Menurutnya, dalam kehidupan beragama, seseorang diharuskan untuk menjadi militan dalam artian menjalankan Islam secara kaffah. Namun militan sama sekali tidak berarti sama dengan radikal. “Menjadikan orang ekstrim itu mudah, tetapi menjadikan orang militan tidaklah mudah. Militan iitu rasional, sementara ekstrim itu sudah tidak rasional”, tukasnya.

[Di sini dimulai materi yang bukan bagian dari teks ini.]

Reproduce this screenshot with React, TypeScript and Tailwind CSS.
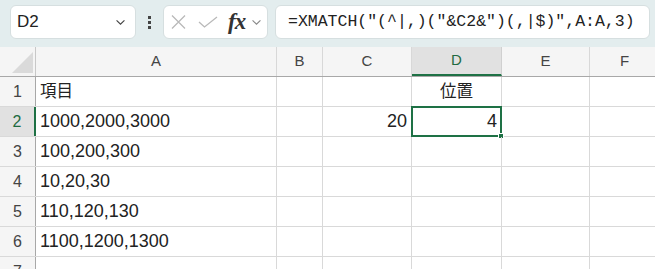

Dalam kehidupan kebangsaan, selain adanya kelompok ekstrim kanan yang radikal juga perlu mewaspadai gerakan ekstrim kiri yang terlampau liberal-sekular. Propaganda yang disuarakan oleh radikalisme sekular ini adalah bahwa dunia harus streril dari agama, politik dikosongkan dari agama. Radikalisme sekular menganggap bahwa agama hanya menjadi urusan individu.
Sikap radikalisme sekuler itu, menurut Prof Chirzin, bertentangan dengan semangat yang diusung oleh para pejuang dan pendiri bangsa. Para pahlawan tergerak untuk memperjuangkan kemerdekaan salah satunya didorong oleh semangat keagamaan. Selain itu, konstitusi Indonesia, Pancasila sila pertama menyatakan ‘Ketuhanan yang Maha Esa, pasal 29 dan pembukaan UUD 1945 juga menyebut peranan agama secara implisit dan eksplisit.
Oleh karena itu, sebagai solusi, mengutip ilustrasi dari Gus Dur, Prof Chirrzin menyatakan bahwa kehidupan beragama diibaratkan seperti sebuah rumah besar yang terdapat banyak kamar untuk setiap agama. Di dalam kamarnya, semua penganut agama berhak dan bebas berekspresi. Tetapi, dalam sebuah rumah juga terdapt ruang tengah atau ruang tamu tempat berkumpul masing-masing agama, itulah ruang publik. Dalam ruang publik, para penganut agama harus bertenggang rasa dan saling menghargai.
“Peran mahasiswa, bergerak dari diri sendiri dengan mencari format Islam yang rahmatan lil ‘alamin”, pesan narasumber pada acara bedah buku di Teatrikal Perpustakaan UIN sunan Kalijaga Yogyakarta itu (Rayhan/Ribas).